Ian Battersby waits for a good weather forecast to scramble both up and down Blencathra but remembers mountains make their own microclimate.

Blencathra is an awe-inspiring peak, much-loved among many, not least because it is home to not one, but two of Lakeland’s most sought-after grade 1 scrambles. This popularity brings additional problems for the scrambler. You may not be alone, and if having the pressure of more confident scramblers behind you is not to your liking an early start is recommended.

Secondly, the rock has been polished smooth by the passage of countless boots (and bums) in the narrowest and therefore most hazardous areas. This affects both scrambles, but Sharp Edge in particular is best avoided in the wet. Windy weather also presents a danger on these exposed ridges, and Blencathra is known for generating its own wind defences in an otherwise calm forecast. There are nearby alternative routes up Blencathra if this proves to be the case, but otherwise, prepare for one of the Lake District’s most prized adventures.

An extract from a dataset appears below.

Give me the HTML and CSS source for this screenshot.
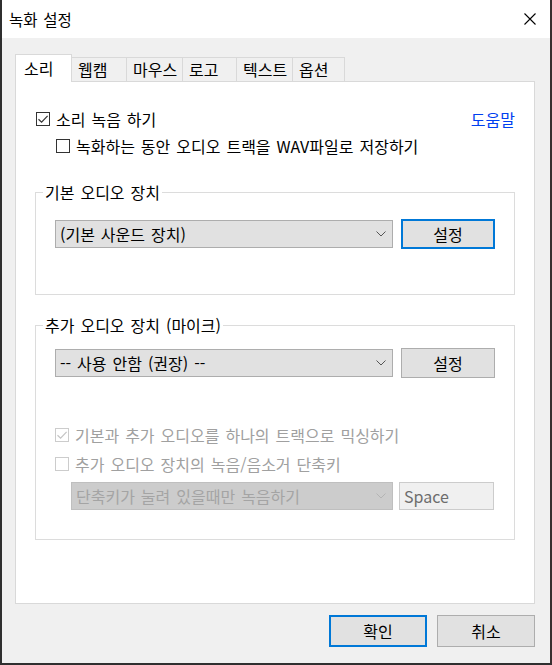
FILE: index.html
```html
<!DOCTYPE html>
<html lang="ko">

<head>
  <meta charset="UTF-8" />
  <title>녹화 설정</title>
  <link rel="stylesheet" href="styles.css">
</head>

<body>
  <div class="window">
    <div class="titlebar">
      <span class="title">녹화 설정</span>
      <svg class="close" width="12" height="12" viewBox="0 0 12 12">
        <path d="M0.5 0.5 L11.5 11.5 M11.5 0.5 L0.5 11.5" stroke="#000" stroke-width="1.1" fill="none" />
      </svg>
    </div>

    <div class="client">
      <div class="tabs">
        <div class="tab active">소리</div>
        <div class="tab two">웹캠</div>
        <div class="tab three">마우스</div>
        <div class="tab two">로고</div>
        <div class="tab three">텍스트</div>
        <div class="tab two last">옵션</div>
      </div>

      <div class="panel">
        <div class="row first-row">
          <label class="check">
            <span class="box on">
              <svg width="12" height="12" viewBox="0 0 12 12"><path d="M1.5 6.2 L4.6 9.2 L10.6 2.8" stroke="#333" stroke-width="1.2" fill="none" /></svg>
            </span>
            소리 녹음 하기
          </label>
          <a class="help" href="#">도움말</a>
        </div>
        <div class="row sub-row">
          <label class="check"><span class="box"></span>녹화하는 동안 오디오 트랙을 WAV파일로 저장하기</label>
        </div>

        <fieldset class="group group-main">
          <legend>기본 오디오 장치</legend>
          <div class="group-body main-body">
            <div class="device-row">
              <div class="select">
                <span>(기본 사운드 장치)</span>
                <svg class="chev" width="10" height="6" viewBox="0 0 10 6"><path d="M0.5 0.5 L5 5 L9.5 0.5" stroke="#555" fill="none" /></svg>
              </div>
              <button class="btn default">설정</button>
            </div>
          </div>
        </fieldset>

        <fieldset class="group group-mic">
          <legend>추가 오디오 장치 (마이크)</legend>
          <div class="group-body mic-body">
            <div class="device-row">
              <div class="select">
                <span>-- 사용 안함 (권장) --</span>
                <svg class="chev" width="10" height="6" viewBox="0 0 10 6"><path d="M0.5 0.5 L5 5 L9.5 0.5" stroke="#555" fill="none" /></svg>
              </div>
              <button class="btn">설정</button>
            </div>
            <div class="row mix-row">
              <label class="check disabled">
                <span class="box on">
                  <svg width="12" height="12" viewBox="0 0 12 12"><path d="M1.5 6.2 L4.6 9.2 L10.6 2.8" stroke="#c4c4c4" stroke-width="1.2" fill="none" /></svg>
                </span>
                기본과 추가 오디오를 하나의 트랙으로 믹싱하기
              </label>
            </div>
            <div class="row hotkey-row">
              <label class="check disabled"><span class="box"></span>추가 오디오 장치의 녹음/음소거 단축키</label>
            </div>
            <div class="row key-row">
              <div class="select off">
                <span>단축키가 눌려 있을때만 녹음하기</span>
                <svg class="chev" width="10" height="6" viewBox="0 0 10 6"><path d="M0.5 0.5 L5 5 L9.5 0.5" stroke="#b4b4b4" fill="none" /></svg>
              </div>
              <div class="keybox">Space</div>
            </div>
          </div>
        </fieldset>
      </div>

      <div class="footer">
        <button class="btn big default">확인</button>
        <button class="btn big">취소</button>
      </div>
    </div>
  </div>
</body>

</html>
```

FILE: styles.css
```css
* {
  box-sizing: border-box;
}

body {
  margin: 0;
  font-family: "Noto Sans CJK KR", "Noto Sans", sans-serif;
  font-size: 16px;
  word-spacing: 1.5px;
  color: #000;
}

.window {
  width: 552px;
  height: 665px;
  display: flex;
  flex-direction: column;
  border-left: 2px solid #2f2f2f;
  border-right: 2px solid #3a2f30;
  border-bottom: 2px solid #2f2f2f;
}

.titlebar {
  height: 38px;
  background: #fff;
  display: flex;
  align-items: center;
  justify-content: space-between;
  padding: 0 14px 0 7px;
}

.title {
  font-size: 15.5px;
  line-height: 20px;
}

.close {
  display: block;
}

.client {
  flex: 1;
  background: #f0f0f0;
  display: flex;
  flex-direction: column;
  padding: 16px 15px 0 13px;
}

/* tabs */
.tabs {
  display: flex;
  align-items: flex-end;
  height: 27px;
}

.tab {
  height: 24px;
  line-height: 22px;
  padding-left: 6px;
  border: 1px solid #d9d9d9;
  border-right: none;
  border-bottom: none;
  background: #f0f0f0;
  white-space: nowrap;
}

.tab.two {
  width: 54px;
}

.tab.three {
  width: 56px;
}

.tab.last {
  width: 53px;
  border-right: 1px solid #d9d9d9;
}

.tab.active {
  width: 57px;
  height: 28px;
  line-height: 26px;
  margin-bottom: -1px;
  padding-left: 8px;
  background: #fff;
  border-right: 1px solid #d9d9d9;
  position: relative;
  z-index: 1;
}

.tab.active + .tab {
  border-left: none;
}

/* panel */
.panel {
  height: 523px;
  background: #fff;
  border: 1px solid #d9d9d9;
  padding: 27px 19px 0 19px;
}

.row {
  display: flex;
  align-items: center;
  height: 20px;
}

.first-row {
  justify-content: space-between;
  padding-left: 1px;
}

.sub-row {
  margin-top: 7px;
  padding-left: 21px;
}

.check {
  display: flex;
  align-items: center;
  gap: 6px;
  line-height: 20px;
  white-space: nowrap;
}

.box {
  width: 14px;
  height: 14px;
  border: 1px solid #333;
  background: #fff;
  display: flex;
  align-items: center;
  justify-content: center;
}

.check.disabled {
  color: #a0a0a0;
}

.check.disabled .box {
  border-color: #cccccc;
}

.help {
  color: #0040f0;
  text-decoration: none;
  line-height: 20px;
}

/* groups */
.group {
  margin: 0;
  padding: 0;
  border: 1px solid #dcdcdc;
  min-width: 0;
}

.group legend {
  margin-left: 7px;
  padding: 0 2px;
  line-height: 20px;
}

.group-main {
  margin-top: 26px;
}

.group-mic {
  margin-top: 20px;
}

.group-body {
  padding: 0 19px;
}

.main-body {
  padding-top: 17px;
  padding-bottom: 45px;
}

.mic-body {
  padding-top: 13px;
  padding-bottom: 29px;
}

.device-row {
  display: flex;
  align-items: center;
  gap: 8px;
  height: 30px;
}

.select {
  width: 338px;
  height: 28px;
  background: #e1e1e1;
  border: 1px solid #adadad;
  display: flex;
  align-items: center;
  justify-content: space-between;
  padding: 0 6px 0 4px;
  white-space: nowrap;
}

.select.off {
  width: 322px;
  background: #cccccc;
  border-color: #bfbfbf;
  color: #a4a4a4;
}

.chev {
  display: block;
}

.btn {
  width: 94px;
  height: 30px;
  background: #e1e1e1;
  border: 1px solid #adadad;
  font-family: inherit;
  font-size: 16px;
  color: #000;
  padding: 0;
}

.btn.default {
  border: 2px solid #0078d7;
}

.mix-row {
  margin-top: 47px;
}

.hotkey-row {
  margin-top: 9px;
}

.key-row {
  margin-top: 8px;
  height: 28px;
  padding-left: 16px;
  gap: 6px;
}

.keybox {
  width: 95px;
  height: 28px;
  background: #f0f0f0;
  border: 1px solid #cccccc;
  color: #6d6d6d;
  padding-left: 4px;
  line-height: 26px;
}

/* footer */
.footer {
  display: flex;
  justify-content: flex-end;
  gap: 10px;
  padding-top: 11px;
}

.btn.big {
  width: 98px;
  height: 32px;
}
```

Blencathra via Sharp Edge and Hall’s Fell ridge: route guide

START/FINISH: Small layby on A66 just west of Scales; NY340268 | MAPS: OS Explorer OL5 (1:25k), OS Landranger 90 (1:50k), Harvey British Mountain Map Lake District (1:40k) | DISTANCE: 7.6km / 4.7 miles | ASCENT: 750m / 2,460ft | DURATION: 4.5 hours

1. NY340268: A small layby between two houses marks the start of this route, but use the larger layby 100m west of here for parking. Follow the signposted footpath north through trees to a gate. After the gate the path veers east-north-east alongside the intake wall and past pine trees. The path and wall curve gently north to reach a fork in the path after 500m. Veer Left, and left again at the next fork, heading north to reach the steep edge of Mousthwaite Comb. The path follows the edge north-west then north past the drop, before veering north-west into the Glenderamackin River valley with Brunt Knott and Sharp Edge appearing on the left. After 900m the path forks left, climbing west alongside waterfalls to reach Scales Tarn nestled beneath soaring crags with Sharp Edge on the right. Just before the tarn the path forks right, but continue to where Scales Beck flows out of the tarn for the finest view.

Scales Tarn below Blencathra

Scales Tarn.
Credit: Ian Battersby

2. NY330281: Head north to re-join the path which climbs north-west to reach the crest of the ridge tapering to the knife edge that is Sharp Edge. There are sporadic paths that miss short sections of exposed ridge, but not all of it, and essentially the scramble follows the very top of the ridge. Start by climbing up steep but easy groove in the rock to the narrow crest, where the gradient eases, but the exposure increases across a section comparable with the apex of a roof.

The Bad Step on Blencathra

The Bad Step.
Credit: Ian Battersby

Then scramble steeply up and over a small pinnacle, climbing once more to “The Bad Step”, which sounds worse than it is, although the rock is unnervingly smooth here when wet. Drop down into a notch, then another short section of ridge bridges across to the main mountain. Either climb the slabby rock straight up or traverse right 10m into an easier gully, which can be climbed to safer ground. As the ridge broadens a path leads south along the edge of Tarn Crags, with a spectacular view of Scales Tarn and Sharp Edge, then climbs south-west to the circular concrete OS trigonometrical station at the summit.

Hall's Fell Top - Blencathra trig

Hall’s Fell Top.
Credit: Ian Battersby

3. NY323277: Hall’s Fell ridge is the obvious descent for covetous scramblers who want for more. This ridge is sharp and smooth in a few places, and can be slippery when wet, but there are more alternatives available than on Sharp Edge, with paths that ease around difficulties. Skilled scramblers will revel along the crest, while others will prefer descending to the side where available.

Hall's Fell

Hall’s Fell.
Credit: Ian Battersby

Scrambling begins as the ridge drops suddenly south-east away from the summit down to where the ridge narrows at an awkward and exposed flaw in the ridge. This can be bypassed on the right although loose stone on steep ground brings a different kind of problem. Continue over a series of rocky outcrops, which present a succession of hurdles until the ridge broadens and the path drops through steep grass and heather to the intake wall at Gate Gill.

Path junction at Gate Gill below Blencathra.

Path junction at Gate Gill below Blencathra.
Credit: Ian Battersby

4. NY325262: The path follows the wall east-north-east to Doddick Gill, where it climbs sharply north just after the beck, continuing east-north-east to Scaley Beck where a short but awkward scramble crosses the gill. Continue to contour alongside the wall for another 300m to a junction of paths. Turn right, dropping south to meet the first path at the gate. Drop south to the layby.

Further information

PUBLIC TRANSPORT: No public transport to start, however, Stagecoach buses X4 and X5 stop at Threlkeld only a short distance from the route.